9) Em 2013 você participou da 11a Mostra de Pesquisa do Arquivo Público, contribuindo com um importante texto sobre a pesquisa em fontes criminais (que inclusive contribuiu bastante para a elaboração de nosso Guia Prático de Pesquisa em Fontes Judiciais). Como você encara o espaço da Mostra como ambiente de troca entre pesquisadoras e pesquisadores?

Considero a Mostra um espaço muito importante para a historiografia no RS, e fiquei muito honrada em participar naquele momento. Ela tem ao longo dos anos permitido que pesquisadores divulguem e debatam suas pesquisas e tem contribuído para reafirmar o APERS não somente como arquivo mas como centro de pesquisas.

10) Sua orientadora de mestrado foi uma das historiadoras de maior destaque do Rio Grande do Sul. Em seu entendimento, qual é o legado de Sandra Jatahy Pesavento?

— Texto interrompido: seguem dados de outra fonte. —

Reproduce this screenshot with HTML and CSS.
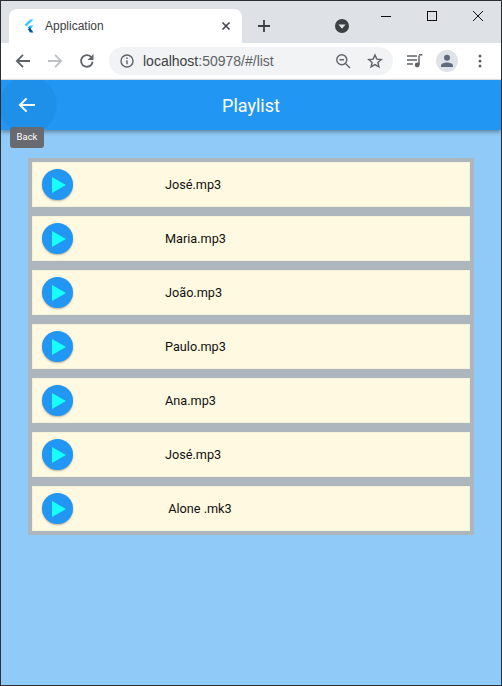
FILE: index.html
```html
<!DOCTYPE html>
<html lang="en">
<head>
    <meta charset="UTF-8">
    <title>Application</title>
    <link rel="stylesheet" href="styles.css">
</head>
<body>
    <div class="window">
        <!-- Tab strip -->
        <div class="tabstrip">
            <div class="tab">
                <svg class="flutter-logo" width="12" height="14" viewBox="0 0 12 14">
                    <path d="M7 0.5h3.6L3.4 7.5 1.6 5.7z" fill="#47c5fb"/>
                    <path d="M7 6.6h3.6L6.8 10.3 5 8.5z" fill="#47c5fb"/>
                    <path d="M5 8.5l1.8-1.8 1.8 1.8-1.8 1.8z" fill="#00b5f8"/>
                    <path d="M5 10.3l1.8-1.8 3.8 5h-3.6z" fill="#00569e"/>
                </svg>
                <span class="tab-title">Application</span>
                <svg class="tab-close" width="10" height="10" viewBox="0 0 10 10">
                    <path d="M1.5 1.5l7 7M8.5 1.5l-7 7" stroke="#45484c" stroke-width="1.7" fill="none"/>
                </svg>
            </div>
            <svg class="new-tab" width="14" height="14" viewBox="0 0 14 14">
                <path d="M7 1v12M1 7h12" stroke="#3c4043" stroke-width="1.8" fill="none"/>
            </svg>
            <svg class="tab-search" width="14" height="14" viewBox="0 0 14 14">
                <circle cx="7" cy="7" r="7" fill="#3c4043"/>
                <path d="M3.4 5.4h7.2L7 9.8z" fill="#dee1e6"/>
            </svg>
            <div class="window-buttons">
                <svg width="12" height="12" viewBox="0 0 12 12"><path d="M1 6.5h10" stroke="#111" stroke-width="1"/></svg>
                <svg width="12" height="12" viewBox="0 0 12 12"><rect x="1.5" y="1.5" width="9" height="9" fill="none" stroke="#111" stroke-width="1"/></svg>
                <svg width="12" height="12" viewBox="0 0 12 12"><path d="M1 1l10 10M11 1L1 11" stroke="#111" stroke-width="1" fill="none"/></svg>
            </div>
        </div>

        <!-- Toolbar -->
        <div class="toolbar">
            <svg class="nav-icon" width="16" height="16" viewBox="0 0 16 16"><path d="M15 8H2M8 1.8L1.8 8 8 14.2" stroke="#5f6368" stroke-width="1.8" fill="none"/></svg>
            <svg class="nav-icon" width="16" height="16" viewBox="0 0 16 16"><path d="M1 8h13M8 1.8L14.2 8 8 14.2" stroke="#bdc1c6" stroke-width="1.8" fill="none"/></svg>
            <svg class="nav-icon" width="16" height="16" viewBox="0 0 16 16"><path d="M13.6 8.6A5.8 5.8 0 1 1 12 3.9" stroke="#5f6368" stroke-width="1.8" fill="none"/><path d="M14.5 1v6h-6z" fill="#5f6368"/></svg>
            <div class="omnibox">
                <svg width="14" height="14" viewBox="0 0 14 14"><circle cx="7" cy="7" r="6" fill="none" stroke="#5f6368" stroke-width="1.4"/><path d="M7 6.2v4M7 3.6v1.5" stroke="#5f6368" stroke-width="1.4"/></svg>
                <span class="url"><span class="url-host">localhost</span>:50978/#/list</span>
                <svg class="zoom-icon" width="16" height="16" viewBox="0 0 16 16"><circle cx="6.8" cy="6.8" r="5" fill="none" stroke="#5f6368" stroke-width="1.4"/><path d="M10.5 10.5l4.5 4.5M4.5 6.8h4.6" stroke="#5f6368" stroke-width="1.4"/></svg>
                <svg class="star-icon" width="16" height="16" viewBox="0 0 16 16"><path d="M8 2l1.8 4.1 4.5.4-3.4 3 1 4.4L8 11.6l-3.9 2.3 1-4.4-3.4-3 4.5-.4z" fill="none" stroke="#5f6368" stroke-width="1.4"/></svg>
            </div>
            <svg class="media-icon" width="16" height="14" viewBox="0 0 16 14"><path d="M0 2h10M0 6h10M0 10h6" stroke="#5f6368" stroke-width="1.3"/><path d="M12 1.5v9" stroke="#5f6368" stroke-width="1.5"/><path d="M12 .8h3.4" stroke="#5f6368" stroke-width="1.5"/><circle cx="10.2" cy="11" r="2.4" fill="#5f6368"/></svg>
            <div class="avatar">
                <svg width="14" height="14" viewBox="0 0 14 14"><circle cx="7" cy="3.8" r="3" fill="#5f6b7c"/><path d="M1 13v-1.6C1 9.4 4.4 8.4 7 8.4s6 1 6 3V13z" fill="#5f6b7c"/></svg>
            </div>
            <svg class="menu-icon" width="4" height="14" viewBox="0 0 4 14"><circle cx="2" cy="2" r="1.5" fill="#5f6368"/><circle cx="2" cy="7" r="1.5" fill="#5f6368"/><circle cx="2" cy="12" r="1.5" fill="#5f6368"/></svg>
        </div>

        <!-- Page -->
        <div class="page">
            <header class="app-bar">
                <div class="back-splash"></div>
                <svg class="back-icon" width="18" height="16" viewBox="0 0 18 16"><path d="M17 8H2M8.6 1.4L2 8l6.6 6.6" stroke="#fff" stroke-width="2" fill="none"/></svg>
                <h1 class="app-title">Playlist</h1>
            </header>
            <div class="tooltip">Back</div>
            <div class="playlist">
                <div class="track">
                    <button class="play-button"><svg width="14" height="16" viewBox="0 0 14 16"><path d="M0 0l14 8-14 8z" fill="#18ffff"/></svg></button>
                    <span class="track-name">José.mp3</span>
                </div>
                <div class="track">
                    <button class="play-button"><svg width="14" height="16" viewBox="0 0 14 16"><path d="M0 0l14 8-14 8z" fill="#18ffff"/></svg></button>
                    <span class="track-name">Maria.mp3</span>
                </div>
                <div class="track">
                    <button class="play-button"><svg width="14" height="16" viewBox="0 0 14 16"><path d="M0 0l14 8-14 8z" fill="#18ffff"/></svg></button>
                    <span class="track-name">João.mp3</span>
                </div>
                <div class="track">
                    <button class="play-button"><svg width="14" height="16" viewBox="0 0 14 16"><path d="M0 0l14 8-14 8z" fill="#18ffff"/></svg></button>
                    <span class="track-name">Paulo.mp3</span>
                </div>
                <div class="track">
                    <button class="play-button"><svg width="14" height="16" viewBox="0 0 14 16"><path d="M0 0l14 8-14 8z" fill="#18ffff"/></svg></button>
                    <span class="track-name">Ana.mp3</span>
                </div>
                <div class="track">
                    <button class="play-button"><svg width="14" height="16" viewBox="0 0 14 16"><path d="M0 0l14 8-14 8z" fill="#18ffff"/></svg></button>
                    <span class="track-name">José.mp3</span>
                </div>
                <div class="track">
                    <button class="play-button"><svg width="14" height="16" viewBox="0 0 14 16"><path d="M0 0l14 8-14 8z" fill="#18ffff"/></svg></button>
                    <span class="track-name"> Alone .mk3</span>
                </div>
            </div>
        </div>
    </div>
</body>
</html>
```

FILE: styles.css
```css
/* Browser frame */
html, body {
    margin: 0;
    height: 100%;
    overflow: hidden;
}
.window {
    box-sizing: border-box;
    width: 502px;
    height: 686px;
    border: 1px solid #2b2f33;
    display: flex;
    flex-direction: column;
    font-family: Roboto, "Liberation Sans", sans-serif;
}
.tabstrip {
    height: 42px;
    flex: none;
    box-sizing: border-box;
    padding: 8px 0 0 8px;
    background-color: #dee1e6;
    display: flex;
    align-items: center;
    position: relative;
}
.tab {
    width: 233px;
    height: 34px;
    box-sizing: border-box;
    padding: 0 11px 0 14px;
    background-color: #ffffff;
    border-radius: 8px 8px 0 0;
    display: flex;
    align-items: center;
}
.flutter-logo {
    flex: none;
}
.tab-title {
    margin-left: 10px;
    flex: 1;
    font-family: "Liberation Sans", sans-serif;
    font-size: 12px;
    color: #3c4043;
}
.tab-close {
    flex: none;
}
.new-tab {
    margin-left: 15px;
}
.tab-search {
    margin-left: 64px;
}
.window-buttons {
    position: absolute;
    top: 9px;
    right: 17px;
    display: flex;
    gap: 34px;
}
.toolbar {
    height: 37px;
    flex: none;
    box-sizing: border-box;
    padding: 0 0 1px 14px;
    background-color: #ffffff;
    border-bottom: 1px solid #e3e5e8;
    display: flex;
    align-items: center;
}
.nav-icon {
    flex: none;
    margin-right: 16px;
}
.nav-icon:nth-child(3) {
    margin-right: 14px;
}
.omnibox {
    width: 284px;
    height: 28px;
    box-sizing: border-box;
    padding: 0 10px 0 11px;
    background-color: #f1f3f4;
    border-radius: 14px;
    display: flex;
    align-items: center;
}
.url {
    margin-left: 9px;
    flex: 1;
    font-family: "Liberation Sans", sans-serif;
    font-size: 14px;
    color: #5f6368;
}
.url-host {
    color: #3c4043;
}
.star-icon {
    margin-left: 16px;
}
.media-icon {
    margin-left: 14px;
}
.avatar {
    width: 22px;
    height: 22px;
    margin-left: 13px;
    background-color: #dfe3e8;
    border-radius: 50%;
    display: flex;
    align-items: center;
    justify-content: center;
}
.menu-icon {
    margin-left: 20px;
}

/* Flutter page */
.page {
    flex: 1;
    background-color: #90caf9;
    position: relative;
}
.app-bar {
    height: 50px;
    background-color: #2196f3;
    box-shadow: 0 2px 4px rgba(0, 0, 0, 0.35);
    display: flex;
    align-items: center;
    justify-content: center;
    position: relative;
    overflow: hidden;
}
.back-splash {
    position: absolute;
    left: -2px;
    top: -4px;
    width: 58px;
    height: 58px;
    border-radius: 50%;
    background-color: rgba(0, 0, 0, 0.035);
}
.back-icon {
    position: absolute;
    left: 17px;
    top: 17px;
}
.app-title {
    margin: 0;
    font-size: 18px;
    font-weight: 400;
    color: #ffffff;
}
.tooltip {
    position: absolute;
    left: 9px;
    top: 47px;
    width: 34px;
    height: 21px;
    background-color: #676a6e;
    border-radius: 3px;
    color: #ffffff;
    font-size: 9.5px;
    line-height: 20px;
    text-align: center;
}
.playlist {
    margin: 28px 0 0 27px;
    width: 438px;
    padding: 4px;
    background-color: #adb5bd;
    display: flex;
    flex-direction: column;
    gap: 9px;
}
.track {
    height: 45px;
    box-sizing: border-box;
    padding-left: 9px;
    background-color: #fef9e0;
    border: 1px solid #f6f2da;
    display: flex;
    align-items: center;
}
.play-button {
    width: 31px;
    height: 31px;
    flex: none;
    padding: 0 0 0 3px;
    border: none;
    border-radius: 50%;
    background-color: #2196f3;
    box-shadow: 0 1px 2px rgba(0, 0, 0, 0.3);
    display: flex;
    align-items: center;
    justify-content: center;
}
.track-name {
    margin-left: 92px;
    font-size: 12.7px;
    color: #111111;
    white-space: pre;
}
```
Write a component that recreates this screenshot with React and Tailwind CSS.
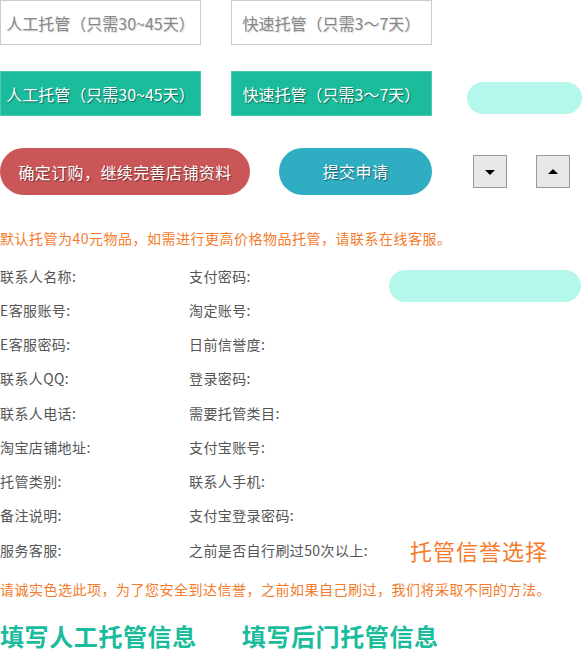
import React from 'react';

const font = "font-['Noto_Sans_CJK_SC','Noto_Sans',sans-serif]";

const leftLabels = ['联系人名称:', 'E客服账号:', 'E客服密码:', '联系人QQ:', '联系人电话:', '淘宝店铺地址:', '托管类别:', '备注说明:', '服务客服:'];
const rightLabels = ['支付密码:', '淘定账号:', '日前信誉度:', '登录密码:', '需要托管类目:', '支付宝账号:', '联系人手机:', '支付宝登录密码:', '之前是否自行刷过50次以上:'];

const App = () => {
  return (
    <div className={`w-[582px] bg-white ${font}`}>
      {/* outline tabs */}
      <div className="flex">
        <div className="w-[201px] h-[45px] border border-[#cccccc] flex items-center justify-center text-[16px] text-[#888888] [text-shadow:1px_1px_1px_rgba(0,0,0,0.15)]">
          人工托管（只需30~45天）
        </div>
        <div className="ml-[30px] w-[201px] h-[45px] border border-[#cccccc] flex items-center justify-center text-[16px] text-[#888888] [text-shadow:1px_1px_1px_rgba(0,0,0,0.15)]">
          快速托管（只需3～7天）
        </div>
      </div>

      {/* filled tabs */}
      <div className="flex items-start mt-[26px]">
        <div className="w-[201px] h-[45px] bg-[#1abc9c] border border-[#48c9b0] flex items-center justify-center text-[16px] text-white [text-shadow:1px_1px_1px_rgba(0,0,0,0.45)]">
          人工托管（只需30~45天）
        </div>
        <div className="ml-[30px] w-[201px] h-[45px] bg-[#1abc9c] border border-[#48c9b0] flex items-center justify-center text-[16px] text-white [text-shadow:1px_1px_1px_rgba(0,0,0,0.45)]">
          快速托管（只需3～7天）
        </div>
        <div className="ml-[35px] mt-[11px] w-[115px] h-[32px] rounded-[16px] bg-[#b4f8eb]" />
      </div>

      {/* action buttons */}
      <div className="flex items-center mt-[31px] h-[48px]">
        <button className="w-[250px] h-[47px] rounded-[24px] bg-[#cb5658] text-white text-[16px] tracking-[0.4px] [text-shadow:1px_1px_1px_rgba(0,0,0,0.45)] mt-[1px]">
          确定订购，继续完善店铺资料
        </button>
        <button className="ml-[29px] w-[153px] h-[47px] rounded-[24px] bg-[#2eadc3] text-white text-[16px] tracking-[0.4px] [text-shadow:1px_1px_1px_rgba(0,0,0,0.45)]">
          提交申请
        </button>
        <button className="ml-[41px] w-[34px] h-[33px] bg-[#e8e8e8] border border-[#999999] flex items-center justify-center mt-[1px]">
          <span className="w-0 h-0 border-l-[5px] border-r-[5px] border-t-[5px] border-l-transparent border-r-transparent border-t-black mt-[1px]" />
        </button>
        <button className="ml-[29px] w-[34px] h-[33px] bg-[#e8e8e8] border border-[#999999] flex items-center justify-center mt-[1px]">
          <span className="w-0 h-0 border-l-[5px] border-r-[5px] border-b-[5px] border-l-transparent border-r-transparent border-b-black -mt-[1px]" />
        </button>
      </div>

      <p className="mt-[33px] text-[14px] leading-[20px] tracking-[0.5px] text-[#f47b2b] whitespace-nowrap">
        默认托管为40元物品，如需进行更高价格物品托管，请联系在线客服。
      </p>

      {/* form labels */}
      <div className="flex mt-[11px]">
        <div className="w-[389px] shrink-0">
          {leftLabels.map((label, i) => (
            <div key={label} className="flex items-center h-[34.25px] text-[14px] tracking-[0.4px] text-[#555555] whitespace-nowrap">
              <span className="w-[189px] shrink-0">{label}</span>
              <span>{rightLabels[i]}</span>
              {i === leftLabels.length - 1 && (
                <span className="ml-[42px] text-[22px] text-[#f47b2b] tracking-[1px]">托管信誉选择</span>
              )}
            </div>
          ))}
        </div>
        <div className="mt-[11px] w-[192px] h-[32px] rounded-[16px] bg-[#b4f8eb]" />
      </div>

      <p className="mt-[12px] text-[14px] leading-[20px] tracking-[0.5px] text-[#f47b2b] whitespace-nowrap">
        请诚实色选此项，为了您安全到达信誉，之前如果自己刷过，我们将采取不同的方法。
      </p>

      <div className="flex mt-[24px] text-[24px] leading-[26px] tracking-[0.6px] font-bold text-[#1abc9c] whitespace-nowrap">
        <span>填写人工托管信息</span>
        <span className="ml-[45px]">填写后门托管信息</span>
      </div>
    </div>
  );
};

export default App;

Sandra Pesavento deixou um legado enorme em suas obras e nos pesquisadores que ajudou a formar, dentre os quais me incluo. Aprendi a fazer pesquisa com ela, e sem essa experiência de ter participado como auxiliar de pesquisa dos seus projetos no final dos anos 1980 até meados dos 1990 eu certamente não teria feito o mestrado e tudo o que se seguiu. Ela era brilhante e inquieta, sempre atrás de coisas novas. Volta e meia me pego pensando o que ela estaria fazendo hoje, quem estaria lendo, quais seriam seus projetos. É muito bom ver que estudantes de graduação em história hoje estão lendo suas obras e a usando como referência, o que tem sido facilitado pela excelente iniciativa de colocar seu acervo digitalizado à disposição do público.